------ DATASET EXCERPT ------
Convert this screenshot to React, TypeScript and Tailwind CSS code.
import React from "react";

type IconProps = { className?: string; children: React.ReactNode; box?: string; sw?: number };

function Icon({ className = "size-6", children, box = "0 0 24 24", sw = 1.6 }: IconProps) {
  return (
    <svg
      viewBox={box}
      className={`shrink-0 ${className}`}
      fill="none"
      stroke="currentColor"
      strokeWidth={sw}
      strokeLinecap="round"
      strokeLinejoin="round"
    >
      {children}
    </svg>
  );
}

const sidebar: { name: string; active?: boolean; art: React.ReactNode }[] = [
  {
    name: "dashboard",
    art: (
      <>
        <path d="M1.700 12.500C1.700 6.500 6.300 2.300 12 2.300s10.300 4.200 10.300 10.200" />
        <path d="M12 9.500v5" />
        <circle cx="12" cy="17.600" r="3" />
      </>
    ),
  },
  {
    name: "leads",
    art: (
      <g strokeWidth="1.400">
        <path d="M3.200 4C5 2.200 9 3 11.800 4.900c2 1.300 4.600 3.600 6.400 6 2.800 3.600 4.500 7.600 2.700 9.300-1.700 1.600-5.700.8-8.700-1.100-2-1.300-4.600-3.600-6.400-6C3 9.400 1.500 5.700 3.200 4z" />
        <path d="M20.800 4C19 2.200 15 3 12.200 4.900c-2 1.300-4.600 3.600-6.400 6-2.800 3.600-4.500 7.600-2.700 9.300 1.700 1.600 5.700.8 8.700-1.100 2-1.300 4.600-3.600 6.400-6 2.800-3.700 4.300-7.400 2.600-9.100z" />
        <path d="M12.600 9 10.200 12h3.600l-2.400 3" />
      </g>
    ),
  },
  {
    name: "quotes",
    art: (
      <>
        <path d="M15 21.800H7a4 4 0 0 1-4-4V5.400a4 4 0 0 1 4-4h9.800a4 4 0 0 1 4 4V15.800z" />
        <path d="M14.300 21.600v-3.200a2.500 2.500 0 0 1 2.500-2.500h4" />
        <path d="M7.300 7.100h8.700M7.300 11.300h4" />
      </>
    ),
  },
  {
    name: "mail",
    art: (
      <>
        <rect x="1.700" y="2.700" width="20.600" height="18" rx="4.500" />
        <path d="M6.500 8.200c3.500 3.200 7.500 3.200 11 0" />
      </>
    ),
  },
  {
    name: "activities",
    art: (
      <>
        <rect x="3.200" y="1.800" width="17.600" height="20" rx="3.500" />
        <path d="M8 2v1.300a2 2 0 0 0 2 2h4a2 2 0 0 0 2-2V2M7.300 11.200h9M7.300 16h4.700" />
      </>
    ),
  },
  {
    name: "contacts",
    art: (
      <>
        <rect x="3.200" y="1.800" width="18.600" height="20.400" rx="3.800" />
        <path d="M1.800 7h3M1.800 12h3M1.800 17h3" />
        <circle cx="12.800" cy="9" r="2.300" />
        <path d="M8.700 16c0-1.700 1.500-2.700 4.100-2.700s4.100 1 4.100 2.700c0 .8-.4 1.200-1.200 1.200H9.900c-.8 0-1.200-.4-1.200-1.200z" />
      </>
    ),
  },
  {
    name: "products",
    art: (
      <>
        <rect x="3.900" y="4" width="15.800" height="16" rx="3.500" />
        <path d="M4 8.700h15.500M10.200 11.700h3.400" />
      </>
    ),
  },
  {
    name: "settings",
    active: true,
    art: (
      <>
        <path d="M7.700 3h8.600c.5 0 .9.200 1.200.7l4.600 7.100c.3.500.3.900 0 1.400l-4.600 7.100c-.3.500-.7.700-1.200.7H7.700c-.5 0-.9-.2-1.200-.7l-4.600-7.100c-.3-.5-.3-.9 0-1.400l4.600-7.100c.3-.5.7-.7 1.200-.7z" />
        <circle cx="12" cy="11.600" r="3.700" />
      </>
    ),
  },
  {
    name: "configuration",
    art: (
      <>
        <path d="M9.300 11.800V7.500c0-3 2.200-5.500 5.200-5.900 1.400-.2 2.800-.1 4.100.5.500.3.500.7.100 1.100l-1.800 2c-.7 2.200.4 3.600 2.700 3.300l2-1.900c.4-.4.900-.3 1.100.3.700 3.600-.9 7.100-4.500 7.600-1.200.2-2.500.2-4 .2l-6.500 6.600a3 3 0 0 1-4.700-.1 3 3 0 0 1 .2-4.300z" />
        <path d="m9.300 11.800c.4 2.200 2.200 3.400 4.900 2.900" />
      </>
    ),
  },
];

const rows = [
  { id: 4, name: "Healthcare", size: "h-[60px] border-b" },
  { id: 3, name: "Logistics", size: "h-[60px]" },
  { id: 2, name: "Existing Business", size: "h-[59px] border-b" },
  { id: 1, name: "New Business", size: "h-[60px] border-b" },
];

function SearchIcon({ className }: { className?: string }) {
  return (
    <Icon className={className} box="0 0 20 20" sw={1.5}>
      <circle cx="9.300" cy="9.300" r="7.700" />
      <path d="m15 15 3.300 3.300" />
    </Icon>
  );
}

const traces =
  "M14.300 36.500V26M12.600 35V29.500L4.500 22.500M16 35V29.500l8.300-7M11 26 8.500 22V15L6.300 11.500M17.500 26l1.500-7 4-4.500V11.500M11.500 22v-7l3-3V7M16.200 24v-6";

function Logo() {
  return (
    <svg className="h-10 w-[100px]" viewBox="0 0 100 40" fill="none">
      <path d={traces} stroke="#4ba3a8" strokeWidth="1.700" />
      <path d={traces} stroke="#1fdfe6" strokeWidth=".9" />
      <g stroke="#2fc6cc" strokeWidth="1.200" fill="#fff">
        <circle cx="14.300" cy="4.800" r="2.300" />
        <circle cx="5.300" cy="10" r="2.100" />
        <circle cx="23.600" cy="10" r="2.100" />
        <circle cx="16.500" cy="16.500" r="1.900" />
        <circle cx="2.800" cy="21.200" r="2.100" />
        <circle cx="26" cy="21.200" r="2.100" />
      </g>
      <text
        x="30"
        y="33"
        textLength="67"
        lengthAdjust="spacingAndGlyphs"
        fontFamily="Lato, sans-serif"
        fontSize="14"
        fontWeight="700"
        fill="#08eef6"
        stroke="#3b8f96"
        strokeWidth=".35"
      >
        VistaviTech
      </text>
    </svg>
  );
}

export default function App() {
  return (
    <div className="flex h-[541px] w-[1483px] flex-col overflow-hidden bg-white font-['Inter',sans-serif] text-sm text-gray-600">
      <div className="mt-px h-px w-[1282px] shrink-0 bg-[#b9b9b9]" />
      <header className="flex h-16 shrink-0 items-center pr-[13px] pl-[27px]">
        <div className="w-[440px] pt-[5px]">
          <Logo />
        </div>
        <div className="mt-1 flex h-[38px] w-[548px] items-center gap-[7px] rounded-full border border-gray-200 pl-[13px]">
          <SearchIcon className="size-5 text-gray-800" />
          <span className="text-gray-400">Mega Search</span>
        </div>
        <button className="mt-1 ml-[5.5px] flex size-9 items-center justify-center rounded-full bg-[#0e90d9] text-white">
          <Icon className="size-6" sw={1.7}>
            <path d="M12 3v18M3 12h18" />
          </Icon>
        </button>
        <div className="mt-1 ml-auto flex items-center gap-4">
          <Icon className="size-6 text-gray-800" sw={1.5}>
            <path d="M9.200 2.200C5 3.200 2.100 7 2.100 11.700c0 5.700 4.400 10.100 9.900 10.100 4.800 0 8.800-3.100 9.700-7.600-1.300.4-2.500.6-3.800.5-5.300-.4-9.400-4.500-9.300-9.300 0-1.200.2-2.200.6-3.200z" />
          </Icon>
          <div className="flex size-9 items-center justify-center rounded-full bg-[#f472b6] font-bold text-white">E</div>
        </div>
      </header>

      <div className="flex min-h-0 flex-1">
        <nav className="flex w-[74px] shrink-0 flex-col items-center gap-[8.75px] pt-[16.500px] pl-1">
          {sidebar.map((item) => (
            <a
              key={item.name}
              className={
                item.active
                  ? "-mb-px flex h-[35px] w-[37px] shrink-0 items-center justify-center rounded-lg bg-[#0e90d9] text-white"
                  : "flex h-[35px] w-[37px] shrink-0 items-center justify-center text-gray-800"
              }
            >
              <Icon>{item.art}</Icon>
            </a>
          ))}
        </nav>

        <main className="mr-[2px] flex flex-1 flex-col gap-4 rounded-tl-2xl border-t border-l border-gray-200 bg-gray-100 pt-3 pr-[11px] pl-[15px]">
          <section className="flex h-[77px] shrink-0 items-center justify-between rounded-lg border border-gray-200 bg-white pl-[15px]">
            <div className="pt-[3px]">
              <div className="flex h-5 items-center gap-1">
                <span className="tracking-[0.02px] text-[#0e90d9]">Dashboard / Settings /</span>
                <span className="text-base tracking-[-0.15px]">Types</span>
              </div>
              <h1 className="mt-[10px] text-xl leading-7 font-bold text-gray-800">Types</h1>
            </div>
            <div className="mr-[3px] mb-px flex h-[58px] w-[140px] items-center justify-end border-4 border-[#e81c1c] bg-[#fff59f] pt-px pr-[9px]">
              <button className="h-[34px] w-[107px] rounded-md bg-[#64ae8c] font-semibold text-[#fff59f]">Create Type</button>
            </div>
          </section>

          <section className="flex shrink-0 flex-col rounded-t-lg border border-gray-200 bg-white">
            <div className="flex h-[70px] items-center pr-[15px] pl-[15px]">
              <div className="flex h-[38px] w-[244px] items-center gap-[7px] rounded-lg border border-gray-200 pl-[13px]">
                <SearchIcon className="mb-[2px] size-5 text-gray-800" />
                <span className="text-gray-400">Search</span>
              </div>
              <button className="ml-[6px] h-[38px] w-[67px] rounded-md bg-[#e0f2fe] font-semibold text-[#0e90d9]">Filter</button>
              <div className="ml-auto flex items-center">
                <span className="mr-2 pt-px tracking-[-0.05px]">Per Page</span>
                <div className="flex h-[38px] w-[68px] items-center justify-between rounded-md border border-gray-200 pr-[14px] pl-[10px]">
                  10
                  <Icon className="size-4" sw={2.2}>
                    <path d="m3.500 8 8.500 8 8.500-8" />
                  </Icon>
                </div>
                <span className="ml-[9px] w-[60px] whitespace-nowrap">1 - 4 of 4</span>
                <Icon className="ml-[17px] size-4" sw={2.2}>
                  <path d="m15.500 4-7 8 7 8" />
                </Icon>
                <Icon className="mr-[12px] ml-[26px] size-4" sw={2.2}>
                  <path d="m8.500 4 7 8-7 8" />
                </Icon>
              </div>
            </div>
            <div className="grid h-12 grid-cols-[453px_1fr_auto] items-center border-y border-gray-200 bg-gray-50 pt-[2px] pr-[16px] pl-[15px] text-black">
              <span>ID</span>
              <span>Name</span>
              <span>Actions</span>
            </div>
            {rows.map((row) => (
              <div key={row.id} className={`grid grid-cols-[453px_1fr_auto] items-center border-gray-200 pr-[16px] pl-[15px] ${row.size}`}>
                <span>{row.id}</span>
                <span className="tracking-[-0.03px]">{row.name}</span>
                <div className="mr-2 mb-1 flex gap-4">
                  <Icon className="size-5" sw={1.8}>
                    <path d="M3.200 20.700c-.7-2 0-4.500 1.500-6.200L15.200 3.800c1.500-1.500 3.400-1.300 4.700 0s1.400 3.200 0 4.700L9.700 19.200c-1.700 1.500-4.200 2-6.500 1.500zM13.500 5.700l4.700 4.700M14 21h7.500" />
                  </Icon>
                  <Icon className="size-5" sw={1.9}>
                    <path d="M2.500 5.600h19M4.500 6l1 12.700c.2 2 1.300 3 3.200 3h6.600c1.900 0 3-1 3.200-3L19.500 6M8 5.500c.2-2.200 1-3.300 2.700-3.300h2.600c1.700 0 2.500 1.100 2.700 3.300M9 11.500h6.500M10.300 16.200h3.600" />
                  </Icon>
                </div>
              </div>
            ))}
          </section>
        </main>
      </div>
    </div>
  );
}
------
● **CHALLENGE**
Quote exactly the lines running from the start of the listing above through the line where "string; children: React.ReactNode;" is found, and output no other lines.

● **SOLUTION TO THE EXERCISE**
Convert this screenshot to React, TypeScript and Tailwind CSS code.
import React from "react";

type IconProps = { className?: string; children: React.ReactNode; box?: string; sw?: number };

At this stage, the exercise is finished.